Select Statement  «Prev  Next»
Lesson 9 The DISTINCT keyword
ObjectiveUnderstand how to use the DISTINCT keyword

DISTINCT Keyword in SQL

With the GROUP BY statement, you saw that you can limit results and remove duplicates in grouping situations.
What do you do if you want to remove duplicates but do not need to group the results?
That is where the DISTINCT keyword comes in.
DISTINCT is one of the easiest, most straightforward, most underused keywords in SQL.
It is so simple and powerful that you will probably use it often in your queries. Here is an example of the DISTINCT keyword:

SELECT DISTINCT Email 
FROM MailingList

This statement will pull all the unique email values from the MailingList table and return them in the results set.
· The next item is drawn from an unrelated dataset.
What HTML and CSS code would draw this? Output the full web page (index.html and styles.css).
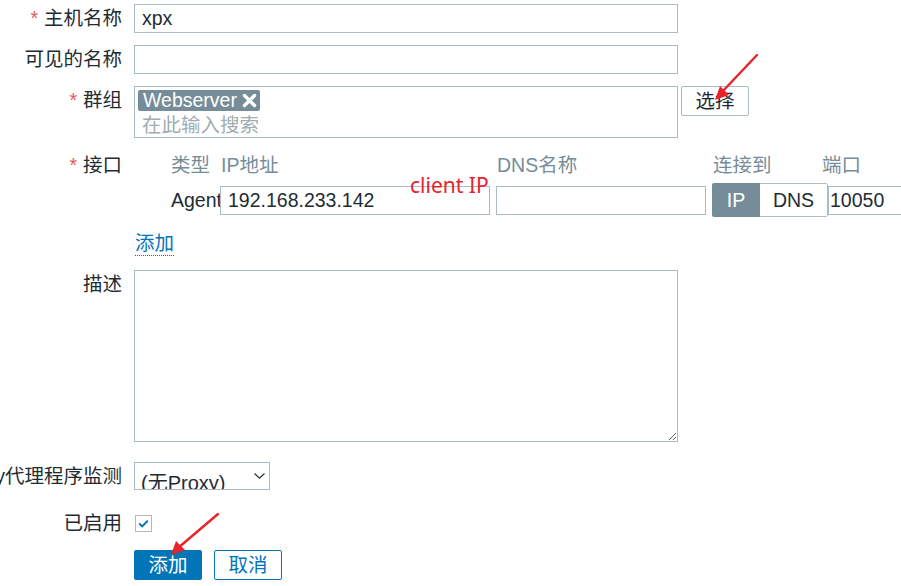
FILE: index.html
```html
<!DOCTYPE html>
<html lang="zh">
<head>
<meta charset="utf-8">
<link rel="stylesheet" href="styles.css">
</head>
<body>
<div class="form">
  <div class="row r-host">
    <div class="label"><span class="req">*</span> 主机名称</div>
    <div class="field"><div class="input wide">xpx</div></div>
  </div>
  <div class="row r-visible">
    <div class="label">可见的名称</div>
    <div class="field"><div class="input wide"></div></div>
  </div>
  <div class="row r-group">
    <div class="label"><span class="req">*</span> 群组</div>
    <div class="field group-field">
      <div class="multiselect">
        <span class="tag">Webserver <svg class="tag-x" width="15" height="15" viewBox="0 0 15 15"><path d="M2.5 2.5 L12.5 12.5 M12.5 2.5 L2.5 12.5" stroke="#fff" stroke-width="3.4" stroke-linecap="round"/></svg></span>
        <div class="placeholder">在此输入搜索</div>
      </div>
      <div class="btn-select">选择</div>
    </div>
  </div>
  <div class="row r-iface">
    <div class="label label-iface"><span class="req">*</span> 接口</div>
    <div class="field">
      <div class="iface">
        <div class="h">类型</div>
        <div class="h">IP地址</div>
        <div class="h">DNS名称</div>
        <div class="h">连接到</div>
        <div class="h">端口</div>
        <div class="agent">Agent</div>
        <div class="cell"><div class="input ip">192.168.233.142</div></div>
        <div class="cell"><div class="input dns"></div></div>
        <div class="cell"><div class="toggle"><span class="seg on">IP</span><span class="seg off">DNS</span></div></div>
        <div class="cell"><div class="input port">10050</div></div>
      </div>
      <div class="add-link"><span class="link">添加</span></div>
    </div>
  </div>
  <div class="row r-desc">
    <div class="label">描述</div>
    <div class="field"><textarea class="textarea"></textarea></div>
  </div>
  <div class="row r-proxy">
    <div class="label label-proxy">由Proxy代理程序监测</div>
    <div class="field">
      <div class="select"><span class="select-text">(无Proxy)</span>
        <svg class="chev" width="11" height="6" viewBox="0 0 11 6"><path d="M0.5 0.5 L5.5 5.2 L10.5 0.5" fill="none" stroke="#1f2c33" stroke-width="1.1"/></svg>
      </div>
    </div>
  </div>
  <div class="row r-enabled">
    <div class="label">已启用</div>
    <div class="field">
      <div class="checkbox"><svg width="15" height="15" viewBox="0 0 15 15"><path d="M3.2 7.6 L6.2 10.4 L11.8 4.6" fill="none" stroke="#0275b8" stroke-width="2"/></svg></div>
    </div>
  </div>
  <div class="row r-buttons">
    <div class="label"></div>
    <div class="field buttons">
      <div class="btn primary">添加</div>
      <div class="btn secondary">取消</div>
    </div>
  </div>
</div>

<div class="note">client IP</div>
<svg class="arrows" width="901" height="586" viewBox="0 0 901 586">
  <line x1="757" y1="55" x2="722" y2="92" stroke="#e8232a" stroke-width="2.4" stroke-linecap="round"/>
  <polygon points="715,100 720,86 729,95" fill="#e8232a"/>
  <line x1="218" y1="514" x2="178" y2="548" stroke="#e8232a" stroke-width="2.4" stroke-linecap="round"/>
  <polygon points="171,555 176,541 185,550" fill="#e8232a"/>
</svg>
</body>
</html>
```

FILE: styles.css
```css
html, body {
  margin: 0;
  padding: 0;
  background: #ffffff;
  overflow: hidden;
}
body {
  width: 901px;
  height: 586px;
  position: relative;
  font-family: "Liberation Sans", "Noto Sans CJK SC", sans-serif;
  font-size: 19.5px;
  color: #1f2c33;
}
.form {
  padding-top: 4px;
}
.row {
  display: flex;
  align-items: flex-start;
}
.label {
  width: 122px;
  flex: 0 0 122px;
  display: flex;
  justify-content: flex-end;
  white-space: nowrap;
  line-height: 29px;
  height: 29px;
}
.req {
  color: #e45959;
  margin-right: 6px;
}
.field {
  margin-left: 12px;
  flex: 1 1 auto;
  min-width: 0;
}
.input {
  box-sizing: border-box;
  height: 29px;
  border: 1px solid #acbbc2;
  background: #fff;
  padding: 0 7px;
  line-height: 27px;
  white-space: nowrap;
  overflow: hidden;
}
.wide { width: 544px; }
.r-visible { margin-top: 12px; }
.r-group { margin-top: 12px; }
.group-field {
  display: flex;
  align-items: flex-start;
}
.multiselect {
  box-sizing: border-box;
  width: 544px;
  height: 52px;
  border: 1px solid #acbbc2;
  padding: 2px 3px;
}
.tag {
  display: inline-flex;
  align-items: center;
  gap: 5px;
  background: #768d99;
  color: #fff;
  border-radius: 2px;
  height: 21px;
  line-height: 21px;
  padding: 0 3px 0 5px;
}
.tag-x {
  display: block;
}
.placeholder {
  color: #a0adb3;
  line-height: 24px;
  padding-left: 4px;
  margin-top: 1px;
}
.btn-select {
  box-sizing: border-box;
  margin-left: 3px;
  width: 68px;
  height: 30px;
  border: 1px solid #acbbc2;
  border-radius: 2px;
  text-align: center;
  line-height: 28px;
}
.r-iface { margin-top: 14px; }
.label-iface { line-height: 26px; height: 26px; }
.iface {
  display: grid;
  grid-template-columns: 37px 49px 276px 216px 109px 1fr;
  grid-template-rows: 26px 34px;
  row-gap: 5px;
}
.h {
  color: #768d99;
  line-height: 26px;
  white-space: nowrap;
  padding-left: 1px;
}
.h:first-child { grid-column: 2; padding-left: 0; }
.agent {
  grid-column: 2;
  line-height: 34px;
  white-space: nowrap;
}
.cell {
  display: flex;
  align-items: center;
  min-width: 0;
}
.ip { width: 270px; }
.dns { width: 210px; }
.toggle {
  display: flex;
  width: 116px;
  height: 34px;
  flex: 0 0 116px;
  box-sizing: border-box;
  border-radius: 2px;
  overflow: hidden;
}
.seg {
  display: block;
  box-sizing: border-box;
  text-align: center;
  line-height: 32px;
  height: 34px;
}
.seg.on {
  width: 48px;
  background: #768d99;
  color: #fff;
  line-height: 34px;
}
.seg.off {
  width: 68px;
  border: 1px solid #acbbc2;
  border-left: none;
  border-radius: 0 2px 2px 0;
  color: #1f2c33;
}
.port {
  width: 90px;
  margin-left: 7px;
  padding-left: 1px;
  flex: 0 0 90px;
}
.add-link {
  margin-top: 14px;
  height: 25px;
  padding-left: 1px;
}
.link {
  display: inline-block;
  color: #0275b8;
  line-height: 24px;
  border-bottom: 1px dotted #0275b8;
}
.r-desc { margin-top: 14px; }
.textarea {
  display: block;
  box-sizing: border-box;
  width: 544px;
  height: 172px;
  margin: 0;
  border: 1px solid #acbbc2;
  border-radius: 0;
  outline: none;
  font: inherit;
}
.r-proxy { margin-top: 20px; }
.label-proxy {
  overflow: visible;
}
.select {
  position: relative;
  box-sizing: border-box;
  width: 136px;
  height: 28px;
  border: 1px solid #acbbc2;
  overflow: hidden;
  padding: 8px 0 0 6px;
}
.select-text {
  display: block;
  font-size: 20px;
  line-height: 24px;
  white-space: nowrap;
}
.chev {
  position: absolute;
  right: 4px;
  top: 10px;
}
.r-enabled { margin-top: 18px; }
.checkbox {
  box-sizing: border-box;
  width: 17px;
  height: 17px;
  margin-top: 6px;
  margin-left: 1px;
  border: 1px solid #acbbc2;
  display: flex;
  align-items: center;
  justify-content: center;
}
.checkbox svg { display: block; }
.r-buttons { margin-top: 12px; }
.buttons {
  display: flex;
  gap: 12px;
}
.btn {
  box-sizing: border-box;
  width: 68px;
  height: 30px;
  line-height: 28px;
  text-align: center;
  border-radius: 2px;
  border: 1px solid #0275b8;
}
.btn.primary {
  background: #0275b8;
  color: #fff;
}
.btn.secondary {
  background: #fff;
  color: #0275b8;
}
.note {
  position: absolute;
  left: 410px;
  top: 171px;
  color: #e8232a;
  font-family: "Noto Sans", "Open Sans", sans-serif;
  font-size: 21px;
  line-height: 28px;
  white-space: nowrap;
}
.arrows {
  position: absolute;
  left: 0;
  top: 0;
  pointer-events: none;
}
```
These resultswill be sorted based on email, and you will have no duplicates returned. You can see how this works in the image below:

Removing duplicate email addresses from a table using the distinct keyword

To use the DISTINCT keyword, you simply indicate the column or columns that you want to be unique. In this case, we indicated that the email value should be unique, but you can indicate columns from any table.

Theory behind distinct

If you want to know all the unique values in a record use the DISTINCT keyword. The DISTINCT keyword is added to the SELECT statement's column listing, directly after the SELECT keyword. For example, if someone asks you which cities members come from, you could try a query similar to the following:
SELECT City FROM MemberDetails;

Executing the query gives you the following results:

City
Townsville
Orange Town
New Town
Orange Town
Orange Town
Big City
Windy Village
In the above result set, Orange Town is listed three times because there are three members from that city. But if you simply want a list of the unique places that members live in, you could use the DISTINCT keyword:
SELECT DISTINCT City FROM MemberDetails;

Executing the modified query gives these results:
City
Big City
New Town
Orange Town
Townsville
Windy Village
After the second query is execued, Orange Town is mentioned just once. The DISTINCT keyword works on all columns in combination and all the columns listed in the SELECT statement must be unique. If you change the previous query to include MemberId (which is unique for every single row) and rerun the query,
you end up with all the rows:
SELECT DISTINCT City, MemberId FROM MemberDetails;

The results are as follows:
City          MemberId
Big City          8
New Town          4
Orange Town       5
Orange Town       6
Orange Town       7
Townsville        1
Windy Village     9

Orange Town appears three times because MemberId is unique on each row. Furthermore, using the DISTINCT keyword where one of the columns is always unique is pointless.